We read “A Child’s Christmas in Wales” by Dylan Thomas and snort — it’s funny. Last year we did a round robin, which was even funnier.
What a great idea! We have a CD of the author reading, and a little book for each of us, to read along. Mostly quietly, but we chime in on our favorite phrases. Then we eat sweet rolls, ideally still warm from the oven, with hot tea and some good cheddar cheese. Alas, no tree this year, but we will be warm and cozy sitting by the fireplace.
Growing up we had quite a few traditions – but the one I always think of is that all through Advent we would put little slips of paper in a box each time we did something kind (or also maybe did something you hated without complaining) – these little slips became the straw upon which we set the Baby Jesus in our Nativity scene. We would sing Silent Night and somebody got to put Baby Jesus in the manger, and then my Dad would read the Christmas story from Luke – but FIRST – he would always joke that he thought he’d read the Christmas Story from Mark this year (there isn’t one – haha!). My Dad died six years ago, just two weeks before Christmas, so I love remembering the central role he played in our Christmas celebration every year.

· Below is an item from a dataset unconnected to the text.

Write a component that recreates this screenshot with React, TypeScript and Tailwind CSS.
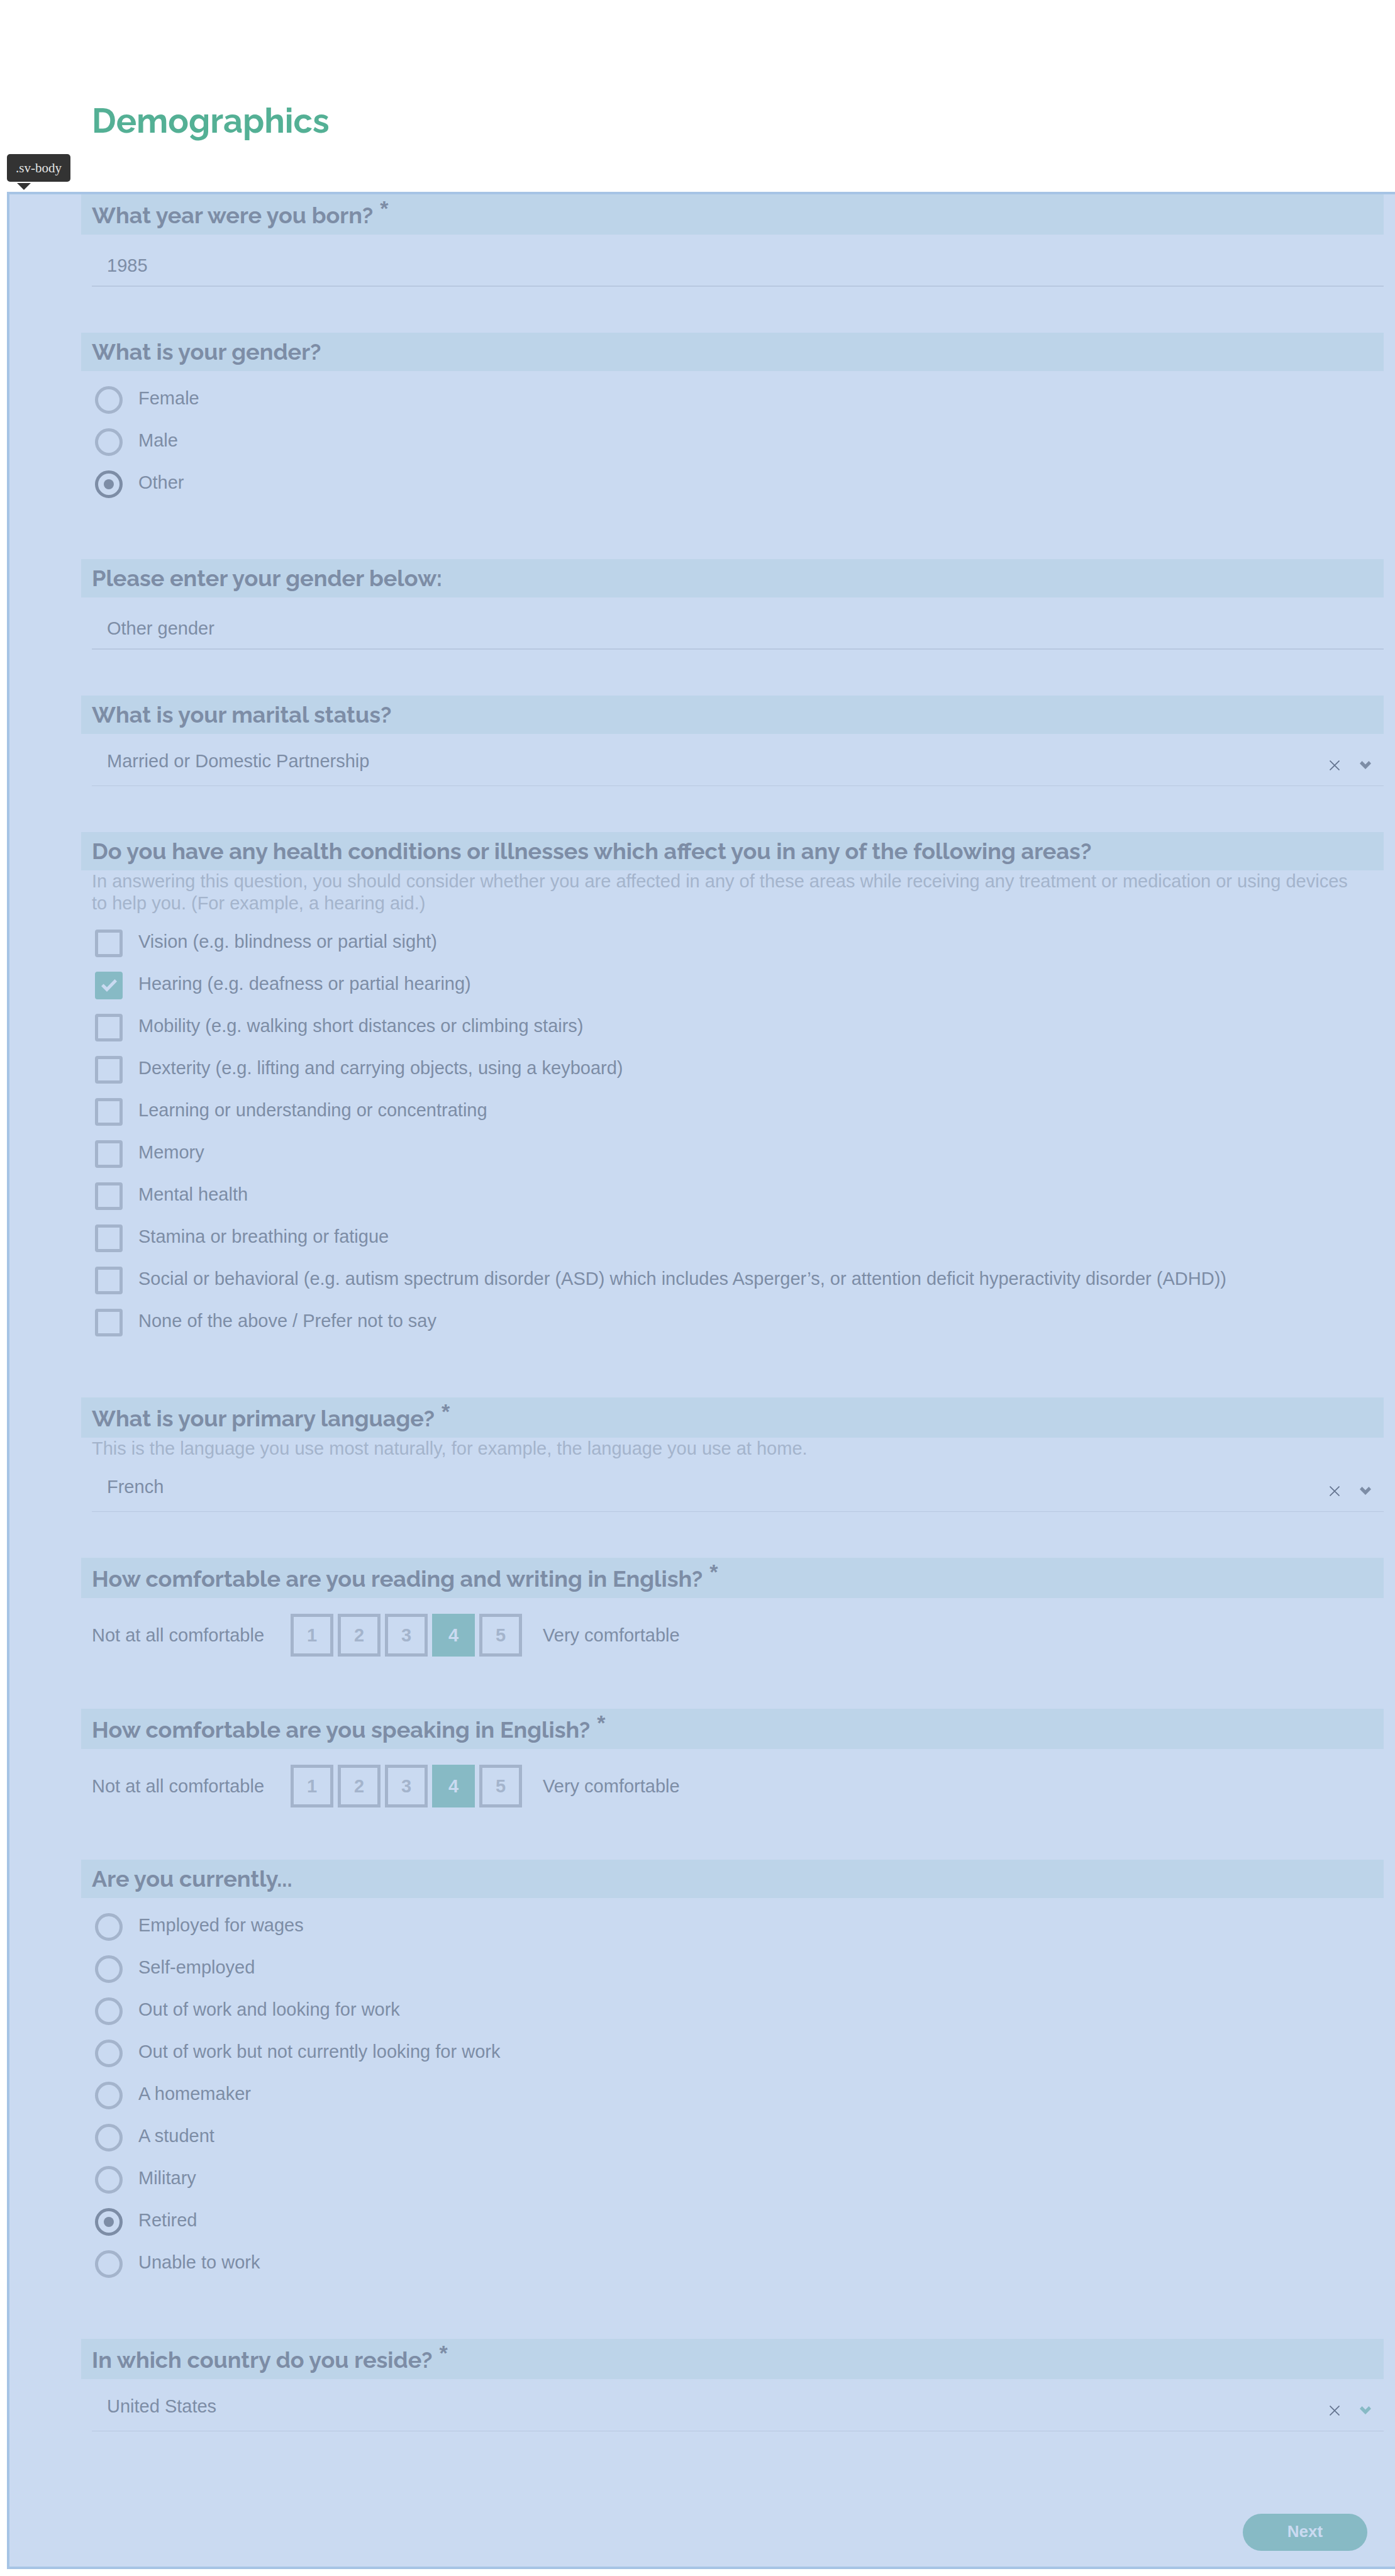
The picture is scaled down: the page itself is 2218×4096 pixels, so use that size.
import { useId, type ReactNode } from "react";

function Question({ title, required, note, htmlFor, id, children }: {
  title: string;
  required?: boolean;
  note?: string;
  htmlFor?: string;
  id?: string;
  children: ReactNode;
}) {
  return (
    <section>
      <h2
        id={id}
        className={
          "-ml-[17px] flex items-end gap-[11px] bg-[#bdd4e9] pl-[17px] font-['Raleway','Lato',sans-serif] text-[36px] font-bold leading-[61px] text-[#7d8da6] " +
          (required ? "h-[64px]" : "h-[61px]")
        }
      >
        {htmlFor ? <label htmlFor={htmlFor}>{title}</label> : <span>{title}</span>}
        {required && (
          <span className="self-start pt-[6px] font-['Liberation_Sans',sans-serif] text-[34px] leading-8">*</span>
        )}
      </h2>
      {note && <p className="pr-10 text-[#a4b4cc]">{note}</p>}
      {children}
    </section>
  );
}

function TextQuestion({ title, required, value }: { title: string; required?: boolean; value: string }) {
  const id = useId();
  return (
    <Question title={title} required={required} htmlFor={id}>
      <input
        id={id}
        type="text"
        defaultValue={value}
        className="mb-[73px] block h-[83px] w-full border-b-2 border-[#b8c8e0] bg-transparent px-6 pt-[18px] outline-none"
      />
    </Question>
  );
}

function SelectQuestion({ title, required, note, value, accent }: {
  title: string;
  required?: boolean;
  note?: string;
  value: string;
  accent?: boolean;
}) {
  const id = useId();
  return (
    <Question title={title} required={required} note={note} htmlFor={id}>
      <div className="relative mb-[73px]">
        <select
          id={id}
          defaultValue={value}
          className="block h-[83px] w-full appearance-none border-b border-[#b8c8e0] bg-transparent px-6 pt-1 outline-none"
        >
          <option>{value}</option>
        </select>
        <div className="pointer-events-none absolute inset-y-0 right-5 flex items-center gap-8 pt-4">
          <button type="button" aria-label="Clear" className="pointer-events-auto">
            <svg viewBox="0 0 16 16" className="size-4" fill="none" stroke="#62728d" strokeWidth="1.6">
              <path d="M.5.5l15 15M15.5.5l-15 15" />
            </svg>
          </button>
          <svg viewBox="0 0 18 13" className="h-[13px] w-[18px]" fill={accent ? "#87bac5" : "#7d8da6"}>
            <path d="M3.6 0L9 5.4 14.4 0 18 3.9 9 13 0 3.9z" />
          </svg>
        </div>
      </div>
    </Question>
  );
}

function ChoiceQuestion({ title, note, type, options, selected }: {
  title: string;
  note?: string;
  type: "radio" | "checkbox";
  options: string[];
  selected: string;
}) {
  const id = useId();
  return (
    <Question title={title} note={note} id={id}>
      <div role={type === "radio" ? "radiogroup" : "group"} aria-labelledby={id} className="flex flex-col gap-[23px] pb-[97px] pl-[5px] pt-6">
        {options.map((option) => (
          <label key={option} className="flex h-11 items-start gap-[25px] leading-[38px]">
            {type === "radio" ? (
              <input
                type="radio"
                name={id}
                defaultChecked={option === selected}
                className="grid size-11 shrink-0 appearance-none place-content-center rounded-full border-[5px] border-[#a4b4cc] before:size-4 before:rounded-full checked:border-[#7d8da6] checked:before:bg-[#7d8da6]"
              />
            ) : (
              <span className="grid size-11 shrink-0 place-items-center">
                <input
                  type="checkbox"
                  defaultChecked={option === selected}
                  className="peer col-start-1 row-start-1 size-11 appearance-none rounded-[4px] border-[5px] border-[#a4b4cc] checked:border-[#87bac5] checked:bg-[#87bac5]"
                />
                <svg viewBox="0 0 25 20" className="pointer-events-none col-start-1 row-start-1 hidden h-5 w-[25px] peer-checked:block" fill="#cadaf1">
                  <path d="M0 11L3.6 7.4 9 12.8 21.5 0 25 3.5 9 20z" />
                </svg>
              </span>
            )}
            <span>{option}</span>
          </label>
        ))}
      </div>
    </Question>
  );
}

function RatingQuestion({ title, selected }: { title: string; selected: number }) {
  const id = useId();
  return (
    <Question title={title} required id={id}>
      <div role="radiogroup" aria-labelledby={id} className="flex items-center pb-[83px] pt-[25px]">
        <span>Not at all comfortable</span>
        <div className="ml-[42px] mr-[33px] flex gap-[7px]">
          {[1, 2, 3, 4, 5].map((n) => (
            <label
              key={n}
              className="grid size-[68px] place-items-center border-[5px] border-[#a4b4cc] font-bold text-[#a4b4cc] has-checked:border-[#87bac5] has-checked:bg-[#87bac5] has-checked:text-[#cadaf1]"
            >
              <input type="radio" name={id} value={n} defaultChecked={n === selected} className="sr-only" />
              {n}
            </label>
          ))}
        </div>
        <span>Very comfortable</span>
      </div>
    </Question>
  );
}

export default function App() {
  return (
    <main className="bg-white pb-[11px] pl-[11px] font-['Liberation_Sans',Arial,sans-serif] text-[29px] leading-[35px] text-[#7d8da6]">
      <header className="pt-[157px]">
        <h1 className="pl-[135px] font-['Raleway','Lato',sans-serif] text-[54px] font-bold leading-[70px] text-[#54b095]">
          Demographics
        </h1>
        <div className="mb-[3px] mt-[18px] w-fit">
          <div className="rounded-[5px] bg-[#333] px-[14px] font-['Liberation_Serif',serif] text-[21px] leading-[44px] text-[#e4e4e4]">
            .sv-body
          </div>
          <svg viewBox="0 0 22 11" className="ml-4 mt-[2px] h-[11px] w-[22px]" fill="#333">
            <path d="M0 0h22L11 11z" />
          </svg>
        </div>
      </header>
      <form className="border-y-4 border-l-4 border-[#a6c4e5] bg-[#cadaf1] pl-[131px] pr-[18px]">
        <TextQuestion title="What year were you born?" required value="1985" />
        <ChoiceQuestion title="What is your gender?" type="radio" options={["Female", "Male", "Other"]} selected="Other" />
        <TextQuestion title="Please enter your gender below:" value="Other gender" />
        <SelectQuestion title="What is your marital status?" value="Married or Domestic Partnership" />
        <ChoiceQuestion
          title="Do you have any health conditions or illnesses which affect you in any of the following areas?"
          note="In answering this question, you should consider whether you are affected in any of these areas while receiving any treatment or medication or using devices to help you. (For example, a hearing aid.)"
          type="checkbox"
          options={[
            "Vision (e.g. blindness or partial sight)",
            "Hearing (e.g. deafness or partial hearing)",
            "Mobility (e.g. walking short distances or climbing stairs)",
            "Dexterity (e.g. lifting and carrying objects, using a keyboard)",
            "Learning or understanding or concentrating",
            "Memory",
            "Mental health",
            "Stamina or breathing or fatigue",
            "Social or behavioral (e.g. autism spectrum disorder (ASD) which includes Asperger’s, or attention deficit hyperactivity disorder (ADHD))",
            "None of the above / Prefer not to say",
          ]}
          selected="Hearing (e.g. deafness or partial hearing)"
        />
        <SelectQuestion
          title="What is your primary language?"
          required
          note="This is the language you use most naturally, for example, the language you use at home."
          value="French"
        />
        <RatingQuestion title="How comfortable are you reading and writing in English?" selected={4} />
        <RatingQuestion title="How comfortable are you speaking in English?" selected={4} />
        <ChoiceQuestion
          title="Are you currently..."
          type="radio"
          options={[
            "Employed for wages",
            "Self-employed",
            "Out of work and looking for work",
            "Out of work but not currently looking for work",
            "A homemaker",
            "A student",
            "Military",
            "Retired",
            "Unable to work",
          ]}
          selected="Retired"
        />
        <SelectQuestion title="In which country do you reside?" required value="United States" accent />
        <div className="flex justify-end pb-[25px] pr-[26px] pt-[58px]">
          <button type="button" className="h-[59px] w-[198px] rounded-full bg-[#87bac5] pb-[3px] text-[26px] font-bold text-[#cadaf1]">
            Next
          </button>
        </div>
      </form>
    </main>
  );
}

So I will be the one to ask about the pattern for Karinda’s sweater. I have this incredible stash that is slowly turning into sweaters and I think I need one of these! Thank you in advance!
Yes please, me too! I love her sweater pattern! And I love her yarn… I made Brooklyn Tweed’s Juneberry from a silk/wool blend, Georgetown color I think, and it’s my favorite thing I’ve ever knit! I was excited to see you all appreciate her genius too!
Frosted cut out cookies with red and green sprinkles. Dozens of them in my mothers Granite Ware roaster. My younger brother and I plowing through them as expeditiously as possible.
Going to the Harvest Christmas concert (:
https://www.harvest.org/watch-and-listen/webcast/watch/this-is-us-a-christmas-worship-even
Tina Whitmore….I love your sweater!!! Is there a pattern available for that??